It extracts a bit field from a 32 bit word in the packet, and if it is equal to a value supplied by you it has a match. The 32 bit word must lie at a 32 bit boundry. The syntax in tc is:
# tc filter add dev eth0 parent 999:0 protocol ip prio 99 u32 \
classid 1:1 \
match u32 0xc0a80800 0xffffff00 at 12
The first line uses the same syntax shared by all filters, so I will ignore it for now. The second line just says that if the filter matches assign the packet to class 1:1. The third line is the interesting one; this is what it means:
match u32 This keyword introduces a match condition. The u32
is the type of match. It must be followed by a value
and mask. A u32 match extracts a 32 bit word out of
the header, masks it and compares the result to the
supplied value. This is in fact the only type of
match the kernel can do. Tc "compiles" all other
types of matches into this one.
0xc0a80800 This is the value to compare the masked 32 bit word
to. If it is equal to the masked word the match is
successfull.
0xffffff00 This is the mask. The word extracted from the
packet is bit-wise and'ed with this mask before
comparision.
at 12 This keyword tells the kernel where the 32 bit word
lives in the packet. It is an offset, in bytes,
from the start of the packet. So in this case
we are loading the 32 bit word that is 12 bytes from
the start of the packet. The offset is optional.

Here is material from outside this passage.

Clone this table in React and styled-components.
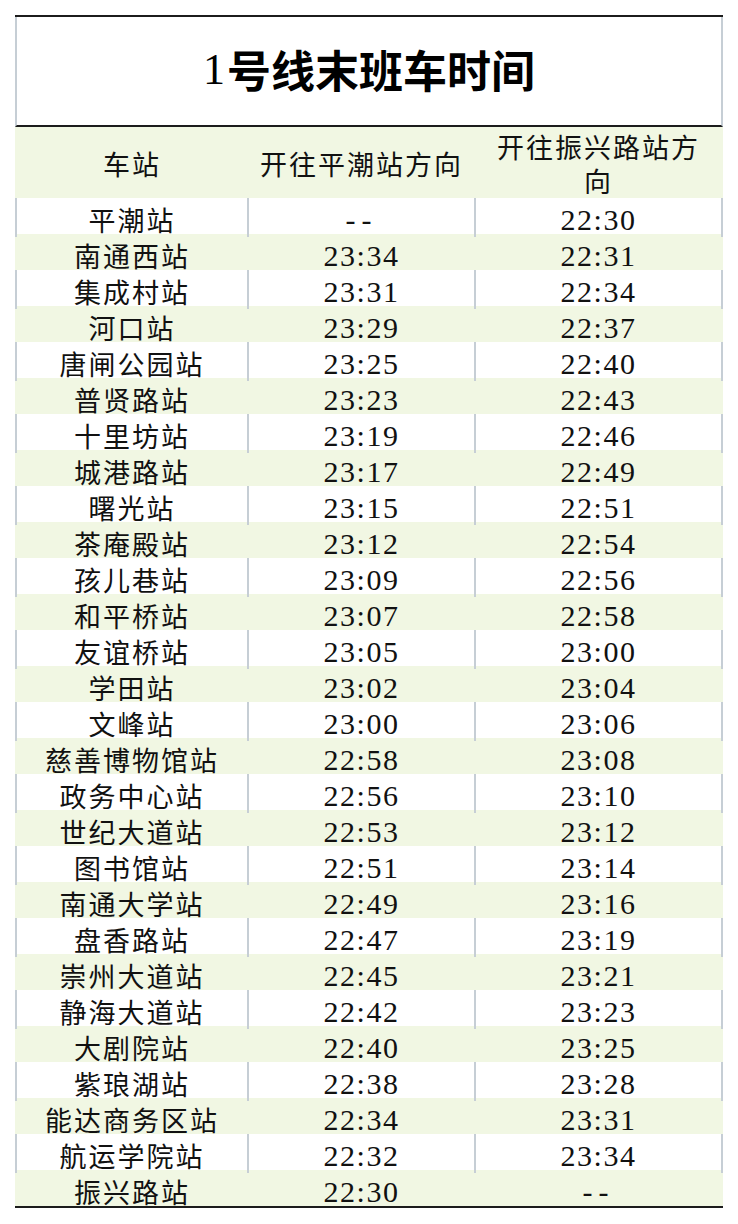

If not supplied it defaults to 0 which is generally
not what you want.
Now if you look at rfc791 you will see that the source address is stored at offset 12 in an IP packet. So the match condition could be read as: "match if the packet was sent from the network 192.168.8.0/24". To use the u32 filter you do have to be familiar with the fields in IP and TCP, UDP and ICMP headers. But you don't have to remember the offsets of the individual fields - tc has some syntatic sugar for that. This command has does the same thing as the one above. The syntax is different, but the filter submitted to the kernel is identical:
# tc filter add dev eth0 parent 999:0 protocol ip prio 99 u32 \
classid 1:1 \
match ip src 192.168.8.0/24
A u32 filter item can logically "and" several matches together, succeeding if only if all matches succeed. This example will succeed only if the packet was sent from network 192.168.8.0/24, and has a TOS of 10 hex:
# tc filter add dev eth0 parent 999:0 protocol ip prio 99 u32 \
classid 1:1 \
match ip src 192.168.8.0/24 \
match ip tos 0x10 1e
You can have as many match conditions on the one line as you want. All must be successful for the filter item to score a match.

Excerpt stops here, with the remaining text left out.